I do not say this to criticize anyone other than myself. It is a writing style that is utterly foreign to me.
I remember being assigned poetry to read when I was in school. Everyone else seemed to “get it” but I never saw the symbolism and meaning that other people did.
I note that this is not limited to poetry, but it shows up most frequently there.
Oddly, I have no desire to conquer my failings with poetry. I read so much and take in so much, I am not sure adding poetry to the mix is feasible. I never have enjoyed it and am puzzled by others interest in it.Again, I say none of this to be critical of anyone other than me. This is my shortcoming, and mine alone. But, I say this to preface my remarks since I did not read much of the poem. Not that it was bad or anything (as if I would know good poetry from bad to begin with), but like most any poetry, I cannot get my arms around it directly. It is a medium that I just cannot penetrate.
With so many movies, TV shows and internet content available, I feel like I am missing out on so much.

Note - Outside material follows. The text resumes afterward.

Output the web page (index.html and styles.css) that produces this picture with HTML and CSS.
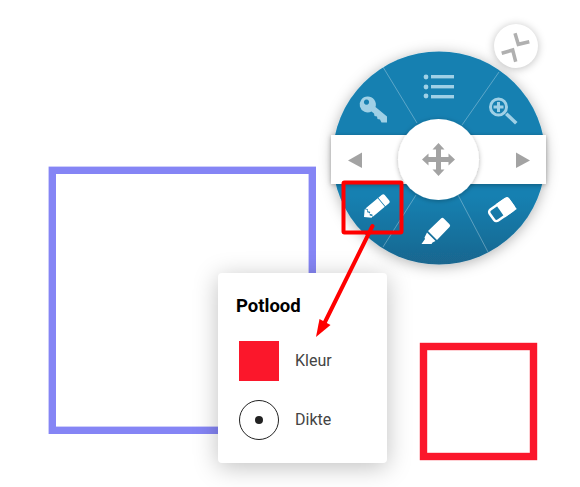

This flood of information has its roots in cheap reproduction and storage. 30 years ago, if you missed a movie on the big screen, your options to see it were very limited. Certainly the viewer would not control when they could watch the movie, if ever they were given the chance. But now, if you miss the movie, you can see it on HBO. And if you do not watch it there, you can rent or buy the DVD. And all those films you missed before? Now they are before you like a Vegas buffet. TV shows? The same.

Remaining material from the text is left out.